Но нужно было жить и продолжать борьбу. Тайно похоронив Корнилова и Неженцева, армия вечером 2 апреля 1918 года1 покинула колонию Гначбау и двинулась на восток, чтобы вырваться из густой сети железных дорог и сосредоточиться где-то на сближении трех краев: Дона, Кубани и Ставрополья – и уже оттуда начать новый поход.
Во исполнение этого плана армии предстояло прорваться через линию Черноморской железной дороги и пробиться к станице Медведовской. Но противник уже подошел к колонии Гначбау с большими силами.
Деникин приказал частям 2-й бригады – остаткам Партизанского и Корниловского полков, а так же пластунскому батальону – выдвинуться за окраину колонии. Пятьсот бойцов залегли в окопах и приостановили наступление противника. Но артиллерийский обстрел колонии продолжался с исключительной силой. 1-я бригада (Офицерский и 1-й Кубанский полк), наиболее боеспособная часть армии, пошла в авангарде. Конница растворилась где-то на флангах.
Но не успели части выйти из колонии, как среди беженцев, в обозе и даже в некоторых полках началась паника. Это был наиболее напряженный день Первого Кубанского похода.
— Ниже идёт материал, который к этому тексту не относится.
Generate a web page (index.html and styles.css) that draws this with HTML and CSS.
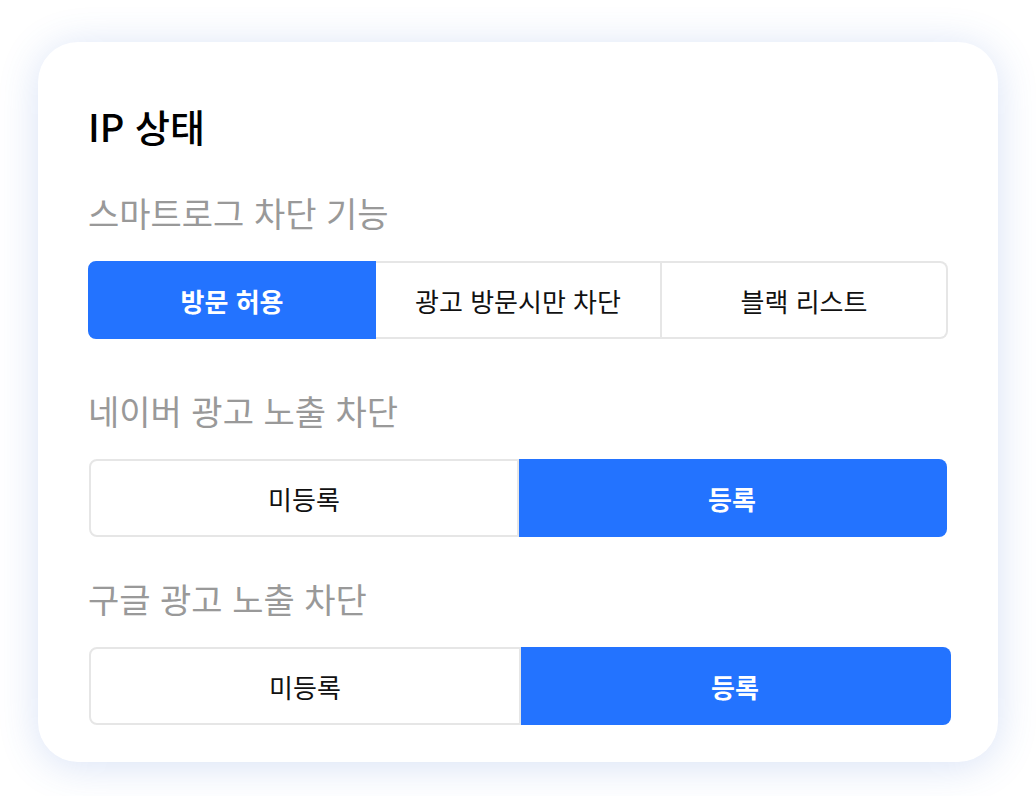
FILE: index.html
```html
<!DOCTYPE html>
<html lang="ko">
<head>
    <meta charset="UTF-8">
    <meta name="viewport" content="width=device-width, initial-scale=1.0">
    <title>IP 상태</title>
    <link rel="stylesheet" href="styles.css">
</head>
<body>

    <div class="card">
        <h1 class="title">IP 상태</h1>

        <h2 class="label first">스마트로그 차단 기능</h2>
        <div class="segment row-smart">
            <button class="seg active">방문 허용</button>
            <button class="seg">광고 방문시만 차단</button>
            <button class="seg">블랙 리스트</button>
        </div>

        <h2 class="label">네이버 광고 노출 차단</h2>
        <div class="segment row-naver">
            <button class="seg">미등록</button>
            <button class="seg active">등록</button>
        </div>

        <h2 class="label third">구글 광고 노출 차단</h2>
        <div class="segment row-google">
            <button class="seg">미등록</button>
            <button class="seg active">등록</button>
        </div>
    </div>

</body>
</html>
```

FILE: styles.css
```css
body {
    margin: 0;
    padding: 0 0 40px 0;
    background-color: #fff;
    font-family: "Noto Sans CJK KR", "Noto Sans", sans-serif;
    color: #111;
}
.card {
    box-sizing: border-box;
    width: 960px;
    height: 720px;
    margin: 42px 0 0 38px;
    padding: 60px 48px 0 50px;
    background-color: #fff;
    border-radius: 40px;
    box-shadow: 0 4px 40px rgba(60, 110, 210, 0.2);
}
.title {
    margin: 0;
    font-size: 38px;
    line-height: 48px;
    font-weight: 500;
    color: #000;
}
.label {
    margin: 48px 0 24px 0;
    font-size: 34px;
    line-height: 48px;
    font-weight: 400;
    color: #999;
}
.label.first {
    margin-top: 39px;
}
.label.third {
    margin-top: 38px;
}
.segment {
    display: flex;
    height: 78px;
}
.row-smart {
    width: 860px;
}
.row-naver {
    width: 858px;
    margin-left: 1px;
}
.row-google {
    width: 862px;
    margin-left: 1px;
}
.seg {
    flex: 1;
    margin: 0;
    padding: 0;
    font-family: inherit;
    font-size: 26px;
    font-weight: 400;
    color: #111;
    background-color: #fff;
    border: 2px solid #e6e6e6;
    border-left: none;
    border-radius: 0;
    cursor: pointer;
}
.seg:first-child {
    border-left: 2px solid #e6e6e6;
    border-radius: 8px 0 0 8px;
}
.seg:last-child {
    border-radius: 0 8px 8px 0;
}
.seg.active {
    background-color: #2373ff;
    border-color: #2373ff;
    color: #fff;
    font-weight: 700;
}
```
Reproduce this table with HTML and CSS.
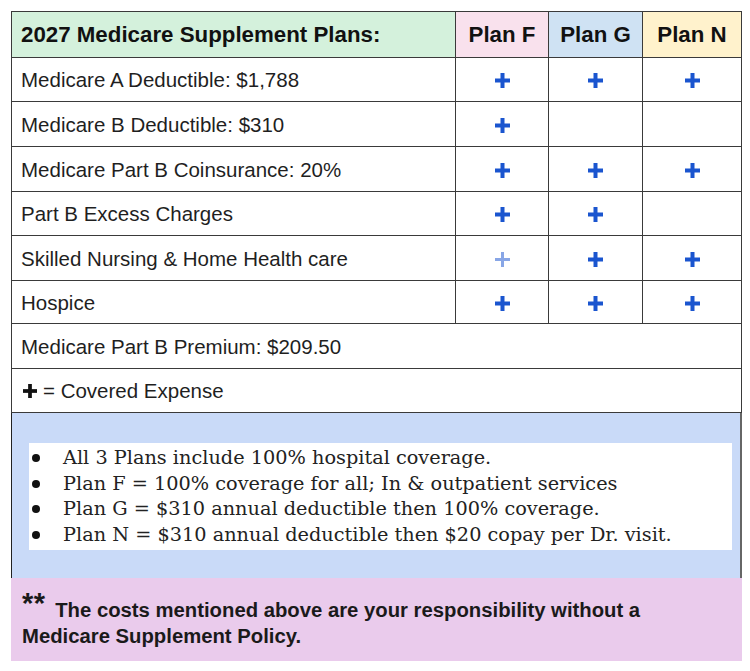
FILE: index.html
```html
<!DOCTYPE html>
<html>
<head>
<meta charset="utf-8">
<link rel="stylesheet" href="styles.css">
</head>
<body>
<div class="page">
  <div class="grid">
    <div class="cell head title">2027 Medicare Supplement Plans:</div>
    <div class="cell head plan pf">Plan F</div>
    <div class="cell head plan pg">Plan G</div>
    <div class="cell head plan pn">Plan N</div>

    <div class="cell label">Medicare A Deductible: $1,788</div>
    <div class="cell mark"><svg class="plus" viewBox="0 0 15 15"><rect x="5.5" y="0" width="4" height="15"/><rect x="0" y="5.5" width="15" height="4"/></svg></div>
    <div class="cell mark"><svg class="plus" viewBox="0 0 15 15"><rect x="5.5" y="0" width="4" height="15"/><rect x="0" y="5.5" width="15" height="4"/></svg></div>
    <div class="cell mark"><svg class="plus" viewBox="0 0 15 15"><rect x="5.5" y="0" width="4" height="15"/><rect x="0" y="5.5" width="15" height="4"/></svg></div>

    <div class="cell label">Medicare B Deductible: $310</div>
    <div class="cell mark"><svg class="plus" viewBox="0 0 15 15"><rect x="5.5" y="0" width="4" height="15"/><rect x="0" y="5.5" width="15" height="4"/></svg></div>
    <div class="cell mark"></div>
    <div class="cell mark"></div>

    <div class="cell label">Medicare Part B Coinsurance: 20%</div>
    <div class="cell mark"><svg class="plus" viewBox="0 0 15 15"><rect x="5.5" y="0" width="4" height="15"/><rect x="0" y="5.5" width="15" height="4"/></svg></div>
    <div class="cell mark"><svg class="plus" viewBox="0 0 15 15"><rect x="5.5" y="0" width="4" height="15"/><rect x="0" y="5.5" width="15" height="4"/></svg></div>
    <div class="cell mark"><svg class="plus" viewBox="0 0 15 15"><rect x="5.5" y="0" width="4" height="15"/><rect x="0" y="5.5" width="15" height="4"/></svg></div>

    <div class="cell label">Part B Excess Charges</div>
    <div class="cell mark"><svg class="plus" viewBox="0 0 15 15"><rect x="5.5" y="0" width="4" height="15"/><rect x="0" y="5.5" width="15" height="4"/></svg></div>
    <div class="cell mark"><svg class="plus" viewBox="0 0 15 15"><rect x="5.5" y="0" width="4" height="15"/><rect x="0" y="5.5" width="15" height="4"/></svg></div>
    <div class="cell mark"></div>

    <div class="cell label">Skilled Nursing &amp; Home Health care</div>
    <div class="cell mark"><svg class="plus faint" viewBox="0 0 15 15"><rect x="6" y="0" width="3" height="15"/><rect x="0" y="6" width="15" height="3"/></svg></div>
    <div class="cell mark"><svg class="plus" viewBox="0 0 15 15"><rect x="5.5" y="0" width="4" height="15"/><rect x="0" y="5.5" width="15" height="4"/></svg></div>
    <div class="cell mark"><svg class="plus" viewBox="0 0 15 15"><rect x="5.5" y="0" width="4" height="15"/><rect x="0" y="5.5" width="15" height="4"/></svg></div>

    <div class="cell label">Hospice</div>
    <div class="cell mark"><svg class="plus" viewBox="0 0 15 15"><rect x="5.5" y="0" width="4" height="15"/><rect x="0" y="5.5" width="15" height="4"/></svg></div>
    <div class="cell mark"><svg class="plus" viewBox="0 0 15 15"><rect x="5.5" y="0" width="4" height="15"/><rect x="0" y="5.5" width="15" height="4"/></svg></div>
    <div class="cell mark"><svg class="plus" viewBox="0 0 15 15"><rect x="5.5" y="0" width="4" height="15"/><rect x="0" y="5.5" width="15" height="4"/></svg></div>

    <div class="cell label wide">Medicare Part B Premium: $209.50</div>
    <div class="cell label wide legend"><svg class="plus black" viewBox="0 0 15 15"><rect x="5.5" y="0" width="4" height="15"/><rect x="0" y="5.5" width="15" height="4"/></svg> = Covered Expense</div>
  </div>

  <div class="notes">
    <ul class="notelist">
      <li>All 3 Plans include 100% hospital coverage.</li>
      <li>Plan F = 100% coverage for all; In &amp; outpatient services</li>
      <li>Plan G = $310 annual deductible then 100% coverage.</li>
      <li>Plan N = $310 annual deductible then $20 copay per Dr. visit.</li>
    </ul>
  </div>

  <div class="footer">
    <span class="stars">**</span> The costs mentioned above are your responsibility without a Medicare Supplement Policy.
  </div>
</div>
</body>
</html>
```

FILE: styles.css
```css
* { box-sizing: border-box; }
html, body { margin: 0; padding: 0; background: #ffffff; }
.page {
  margin: 11px 0 0 11px;
  width: 731px;
  font-family: "Liberation Sans", Arial, sans-serif;
  color: #1f1f1f;
}
.grid {
  display: grid;
  grid-template-columns: 443px 92px 93px 98px;
  grid-template-rows: 45px 43px 44px 44px 43px 44px 42px 44px 43px;
  gap: 1px;
  padding: 1px;
  background: #3a3a3a;
  width: 731px;
}
.cell {
  background: #ffffff;
  display: flex;
  align-items: center;
}
.head { font-weight: bold; font-size: 22.3px; color: #111; padding-top: 1px; }
.title { background: #d4f1dc; padding-left: 9px; }
.plan { justify-content: center; }
.pf { background: #f9e1ed; }
.pg { background: #cfe2f3; }
.pn { background: #fff2cc; }
.label { padding-left: 9px; font-size: 20.5px; padding-top: 1px; }
.wide { grid-column: 1 / -1; }
.mark { justify-content: center; padding-top: 2px; }
.plus { width: 15px; height: 15px; fill: #1a55cf; display: block; }
.plus.faint { fill: #88a6e6; }
.plus.black { fill: #111; width: 14px; height: 14px; margin-right: 6px; }
.legend { padding-left: 11px; }
.notes {
  background: #c9daf8;
  border-left: 1px solid #222;
  border-right: 2px solid #666;
  padding: 30px 8px 28px 17px;
}
.notelist {
  margin: 0;
  background: #ffffff;
  padding: 2px 0 2px 3px;
  list-style: none;
  font-family: "DejaVu Serif", Georgia, serif;
  font-size: 19.3px;
  line-height: 25.7px;
  color: #222;
}
.notelist li::before {
  content: "";
  display: inline-block;
  width: 8px;
  height: 8px;
  border-radius: 50%;
  background: #111;
  margin-right: 23px;
  vertical-align: 2px;
}
.footer {
  background: #eacbec;
  padding: 11px 90px 12px 11px;
  font-weight: bold;
  font-size: 20.3px;
  line-height: 26px;
  color: #1a1a1a;
}
.stars { font-size: 29px; line-height: 1; vertical-align: 4px; letter-spacing: 0.5px; margin-right: 4px; }
```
Генерал Деникин вспоминал в своих мемуарах: «Этот день останется в памяти первопоходников навсегда. В первый раз за три войны мне пришлось увидеть панику. Когда люди, прижатые к реке и потерявшие надежду на спасение, теряли всякий критерий реальной обстановки и находились во власти самых нелепых, самых фантастических слухов. Когда обнажались худшие инстинкты, эгоизм, недоверие и подозрительность – друг к другу, к начальству, одной части к другой. Главным образом в многолюдном населении обоза. В войсковых частях было лучше, но и там создалось очень нервное настроение. Вероятно, среди малодушного элемента шли разные разговоры, потому что в продолжение пяти, шести часов в штаб приходили вести одна другой тревожнее. Получаю, например, донесение, что один из полков конницы решил отделиться от армии и прорываться отдельно… Что организуется много конных партий, предполагающих распылиться… Входит бледный ротмистр Шапрон, адъютант Алексеева, и трагическим шепотом докладывает, что в двух полках решили спасаться ценою выдачи большевикам старших начальников и добровольческой казны… предусмотрено какое-то участие в этом деле Баткина.., что сводный офицерский эскадрон прибыл добровольно для охраны генерала Алексеева. От всякой охраны лично я отказался, но много позднее узнал, что тревожные слухи дошли до штаба 1-й бригады и полковник Тимановский2 придвинул незаметно к штабу армии «на всякий случай» офицерскую часть.
Люди теряли самообладание, и надо было спасать их помимо их собственной воли. Мы с Иваном Павловичем3,
1
Все даты даются по старому стилю.
2
Начальник штаба у Маркова.
3
Романовским – начальником штаба у Деникина.